> _What to produce_
Examine each line of the data. Copy those that contain the string "page".

------ Extracted data ------

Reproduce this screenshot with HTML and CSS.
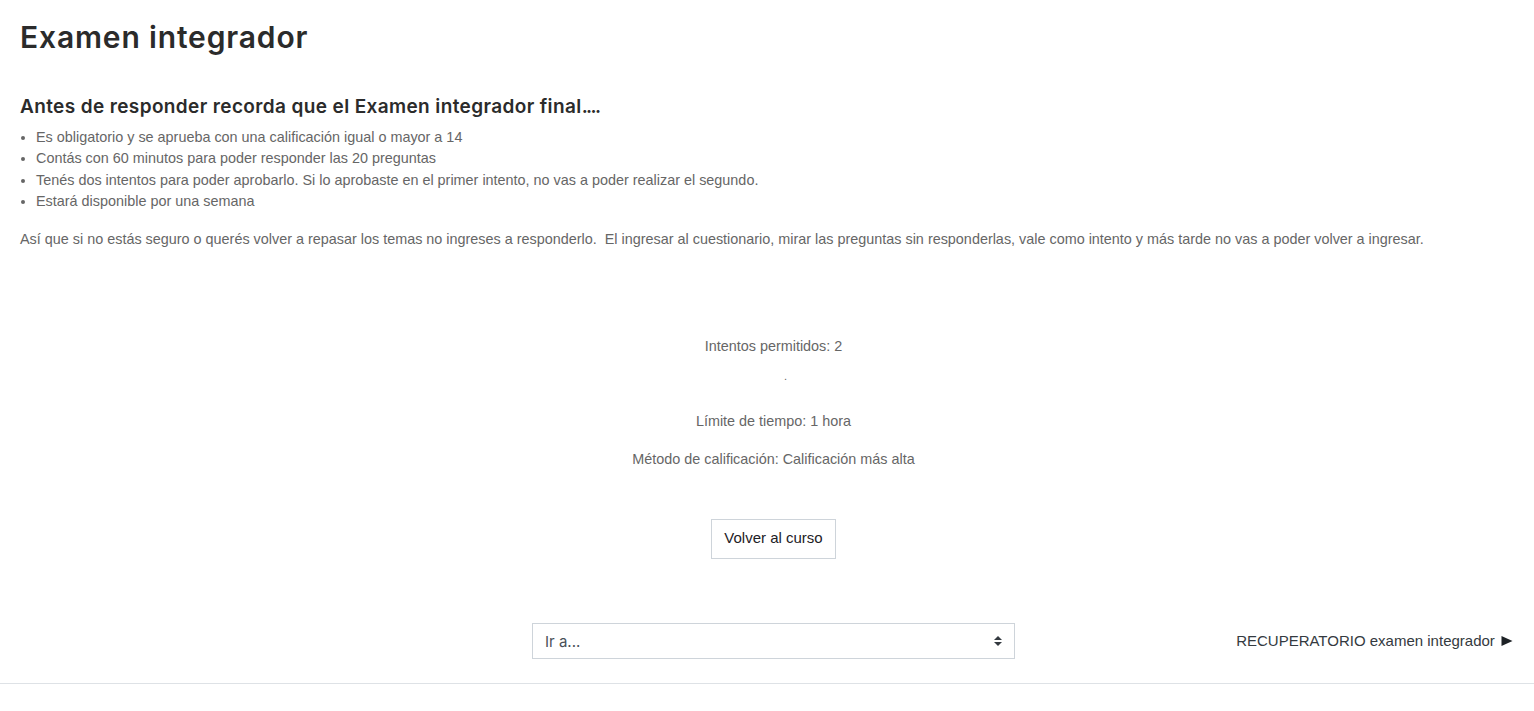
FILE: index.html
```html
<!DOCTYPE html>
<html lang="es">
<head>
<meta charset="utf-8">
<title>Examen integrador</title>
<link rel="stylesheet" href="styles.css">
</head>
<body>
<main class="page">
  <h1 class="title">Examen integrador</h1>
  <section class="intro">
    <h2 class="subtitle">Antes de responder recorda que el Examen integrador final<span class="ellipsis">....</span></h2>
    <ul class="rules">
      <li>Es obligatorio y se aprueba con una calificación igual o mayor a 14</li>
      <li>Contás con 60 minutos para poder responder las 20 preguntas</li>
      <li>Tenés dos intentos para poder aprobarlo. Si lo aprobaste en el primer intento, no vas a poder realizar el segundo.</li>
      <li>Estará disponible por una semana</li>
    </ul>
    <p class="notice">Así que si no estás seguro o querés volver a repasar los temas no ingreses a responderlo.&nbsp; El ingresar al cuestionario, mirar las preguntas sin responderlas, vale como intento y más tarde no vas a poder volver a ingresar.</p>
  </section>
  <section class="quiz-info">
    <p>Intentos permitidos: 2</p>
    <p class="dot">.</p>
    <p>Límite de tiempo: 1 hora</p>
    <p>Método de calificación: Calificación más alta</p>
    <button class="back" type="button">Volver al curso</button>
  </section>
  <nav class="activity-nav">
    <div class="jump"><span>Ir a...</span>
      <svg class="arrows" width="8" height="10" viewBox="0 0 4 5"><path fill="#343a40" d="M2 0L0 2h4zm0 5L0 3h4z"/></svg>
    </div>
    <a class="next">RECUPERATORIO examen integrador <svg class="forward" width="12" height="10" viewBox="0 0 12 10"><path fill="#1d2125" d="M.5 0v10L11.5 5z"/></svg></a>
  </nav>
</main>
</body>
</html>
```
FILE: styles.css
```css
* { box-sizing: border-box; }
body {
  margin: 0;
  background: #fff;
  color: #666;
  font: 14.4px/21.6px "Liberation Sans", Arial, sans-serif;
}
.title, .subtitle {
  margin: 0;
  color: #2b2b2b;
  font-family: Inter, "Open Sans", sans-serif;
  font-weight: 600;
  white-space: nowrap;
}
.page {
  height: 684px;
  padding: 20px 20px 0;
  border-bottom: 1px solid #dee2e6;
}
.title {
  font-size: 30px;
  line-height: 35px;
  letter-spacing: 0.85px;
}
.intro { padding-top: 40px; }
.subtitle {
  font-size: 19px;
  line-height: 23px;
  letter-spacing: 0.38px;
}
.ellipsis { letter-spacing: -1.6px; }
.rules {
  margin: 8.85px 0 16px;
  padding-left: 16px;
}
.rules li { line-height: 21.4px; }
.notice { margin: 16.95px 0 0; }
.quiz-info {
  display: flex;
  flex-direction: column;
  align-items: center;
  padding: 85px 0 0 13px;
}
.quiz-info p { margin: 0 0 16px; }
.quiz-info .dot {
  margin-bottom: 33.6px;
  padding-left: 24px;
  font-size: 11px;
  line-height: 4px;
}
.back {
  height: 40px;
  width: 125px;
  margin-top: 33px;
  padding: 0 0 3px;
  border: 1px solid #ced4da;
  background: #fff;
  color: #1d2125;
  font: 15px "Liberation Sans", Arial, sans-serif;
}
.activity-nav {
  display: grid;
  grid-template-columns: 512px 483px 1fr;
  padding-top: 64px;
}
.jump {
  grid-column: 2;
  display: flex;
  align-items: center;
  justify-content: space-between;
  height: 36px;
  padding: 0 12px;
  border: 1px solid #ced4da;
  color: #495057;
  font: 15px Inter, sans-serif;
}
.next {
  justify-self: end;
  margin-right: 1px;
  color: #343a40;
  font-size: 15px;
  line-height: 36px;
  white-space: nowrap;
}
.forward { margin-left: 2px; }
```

------
------ Extracted data ------

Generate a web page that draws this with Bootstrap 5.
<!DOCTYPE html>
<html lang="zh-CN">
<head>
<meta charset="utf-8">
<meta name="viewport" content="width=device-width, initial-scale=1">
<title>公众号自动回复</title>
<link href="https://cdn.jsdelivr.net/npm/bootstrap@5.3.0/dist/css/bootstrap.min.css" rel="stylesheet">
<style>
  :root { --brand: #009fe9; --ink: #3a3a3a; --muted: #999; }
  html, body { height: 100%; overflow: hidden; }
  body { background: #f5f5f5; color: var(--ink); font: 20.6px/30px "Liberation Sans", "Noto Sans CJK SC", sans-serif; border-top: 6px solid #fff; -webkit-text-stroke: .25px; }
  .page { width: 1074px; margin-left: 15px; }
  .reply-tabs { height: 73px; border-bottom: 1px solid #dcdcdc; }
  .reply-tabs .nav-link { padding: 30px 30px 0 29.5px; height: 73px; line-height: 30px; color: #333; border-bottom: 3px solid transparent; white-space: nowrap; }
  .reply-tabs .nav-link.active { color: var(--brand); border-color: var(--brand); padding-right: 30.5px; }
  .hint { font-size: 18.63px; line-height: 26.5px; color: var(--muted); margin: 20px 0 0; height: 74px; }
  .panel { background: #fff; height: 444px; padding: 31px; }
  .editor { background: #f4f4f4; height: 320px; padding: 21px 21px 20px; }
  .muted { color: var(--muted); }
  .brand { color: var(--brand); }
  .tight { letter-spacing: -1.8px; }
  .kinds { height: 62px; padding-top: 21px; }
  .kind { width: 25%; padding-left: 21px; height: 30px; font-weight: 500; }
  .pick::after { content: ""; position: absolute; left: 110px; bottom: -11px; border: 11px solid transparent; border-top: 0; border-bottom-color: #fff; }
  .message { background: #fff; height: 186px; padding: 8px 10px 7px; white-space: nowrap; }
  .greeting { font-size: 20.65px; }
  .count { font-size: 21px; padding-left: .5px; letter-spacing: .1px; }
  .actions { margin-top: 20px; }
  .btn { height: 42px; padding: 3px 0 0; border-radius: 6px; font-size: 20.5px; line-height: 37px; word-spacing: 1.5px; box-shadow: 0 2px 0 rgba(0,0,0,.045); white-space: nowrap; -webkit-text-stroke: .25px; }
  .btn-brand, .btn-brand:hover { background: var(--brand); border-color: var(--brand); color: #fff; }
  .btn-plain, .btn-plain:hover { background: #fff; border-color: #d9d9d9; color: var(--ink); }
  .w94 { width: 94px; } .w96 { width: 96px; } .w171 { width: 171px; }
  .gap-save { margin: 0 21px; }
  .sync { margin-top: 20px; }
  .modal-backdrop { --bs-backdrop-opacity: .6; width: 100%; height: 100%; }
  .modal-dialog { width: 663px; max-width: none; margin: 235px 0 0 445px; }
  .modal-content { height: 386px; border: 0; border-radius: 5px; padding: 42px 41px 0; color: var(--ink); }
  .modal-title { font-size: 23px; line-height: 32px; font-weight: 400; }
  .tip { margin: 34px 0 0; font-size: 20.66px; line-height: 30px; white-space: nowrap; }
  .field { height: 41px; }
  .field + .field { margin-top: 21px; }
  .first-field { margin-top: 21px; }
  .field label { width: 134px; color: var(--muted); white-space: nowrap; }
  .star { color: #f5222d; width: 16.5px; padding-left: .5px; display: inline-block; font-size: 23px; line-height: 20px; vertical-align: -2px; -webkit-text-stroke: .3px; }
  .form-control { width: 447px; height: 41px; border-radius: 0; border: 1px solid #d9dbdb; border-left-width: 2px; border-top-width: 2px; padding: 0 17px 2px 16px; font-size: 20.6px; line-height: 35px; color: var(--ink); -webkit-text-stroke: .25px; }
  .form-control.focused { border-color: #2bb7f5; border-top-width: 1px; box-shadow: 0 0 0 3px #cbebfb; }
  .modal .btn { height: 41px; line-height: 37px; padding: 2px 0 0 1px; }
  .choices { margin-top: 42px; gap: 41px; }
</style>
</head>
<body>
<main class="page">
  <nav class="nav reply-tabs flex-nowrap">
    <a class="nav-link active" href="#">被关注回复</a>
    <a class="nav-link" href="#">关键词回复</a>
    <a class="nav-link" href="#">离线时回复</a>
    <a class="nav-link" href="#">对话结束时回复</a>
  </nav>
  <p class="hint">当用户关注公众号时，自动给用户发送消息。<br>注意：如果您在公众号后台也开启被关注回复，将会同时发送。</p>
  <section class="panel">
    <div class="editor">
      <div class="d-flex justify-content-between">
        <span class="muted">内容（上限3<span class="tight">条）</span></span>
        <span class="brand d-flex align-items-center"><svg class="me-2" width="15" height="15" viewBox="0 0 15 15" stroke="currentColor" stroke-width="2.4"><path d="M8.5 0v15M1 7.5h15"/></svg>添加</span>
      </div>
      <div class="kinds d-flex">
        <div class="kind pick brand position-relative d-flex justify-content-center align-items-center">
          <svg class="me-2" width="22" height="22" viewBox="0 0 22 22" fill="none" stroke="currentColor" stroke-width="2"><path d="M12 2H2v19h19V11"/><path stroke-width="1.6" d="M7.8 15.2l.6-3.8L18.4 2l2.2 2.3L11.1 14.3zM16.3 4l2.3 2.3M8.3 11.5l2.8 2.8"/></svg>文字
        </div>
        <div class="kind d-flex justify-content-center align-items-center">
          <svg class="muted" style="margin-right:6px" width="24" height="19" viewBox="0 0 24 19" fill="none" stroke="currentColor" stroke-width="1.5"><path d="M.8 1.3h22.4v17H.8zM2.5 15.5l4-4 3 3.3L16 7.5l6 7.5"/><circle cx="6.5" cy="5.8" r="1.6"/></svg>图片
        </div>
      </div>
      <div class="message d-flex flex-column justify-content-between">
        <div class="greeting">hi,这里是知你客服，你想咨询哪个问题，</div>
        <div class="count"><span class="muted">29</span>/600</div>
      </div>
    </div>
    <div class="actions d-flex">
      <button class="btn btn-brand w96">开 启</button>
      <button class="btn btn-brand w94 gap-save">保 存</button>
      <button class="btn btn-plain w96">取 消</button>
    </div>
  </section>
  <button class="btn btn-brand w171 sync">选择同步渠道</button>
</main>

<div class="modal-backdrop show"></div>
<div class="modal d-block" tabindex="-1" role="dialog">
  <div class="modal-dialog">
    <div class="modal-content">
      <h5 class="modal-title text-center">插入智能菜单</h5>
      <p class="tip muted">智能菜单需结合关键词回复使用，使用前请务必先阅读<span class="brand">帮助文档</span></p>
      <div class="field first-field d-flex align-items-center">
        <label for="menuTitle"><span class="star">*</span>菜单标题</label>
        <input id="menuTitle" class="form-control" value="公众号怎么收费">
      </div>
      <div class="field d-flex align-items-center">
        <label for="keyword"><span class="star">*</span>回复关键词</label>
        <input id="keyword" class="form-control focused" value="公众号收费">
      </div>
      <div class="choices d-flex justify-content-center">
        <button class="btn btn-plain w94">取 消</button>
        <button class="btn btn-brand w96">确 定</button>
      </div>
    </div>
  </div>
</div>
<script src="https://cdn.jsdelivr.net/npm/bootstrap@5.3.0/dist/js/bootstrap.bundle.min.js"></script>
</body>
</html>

------

> _Task result_
<main class="page">
.page {
Generate a web page that draws this with Bootstrap 5.
  .page { width: 1074px; margin-left: 15px; }
<main class="page">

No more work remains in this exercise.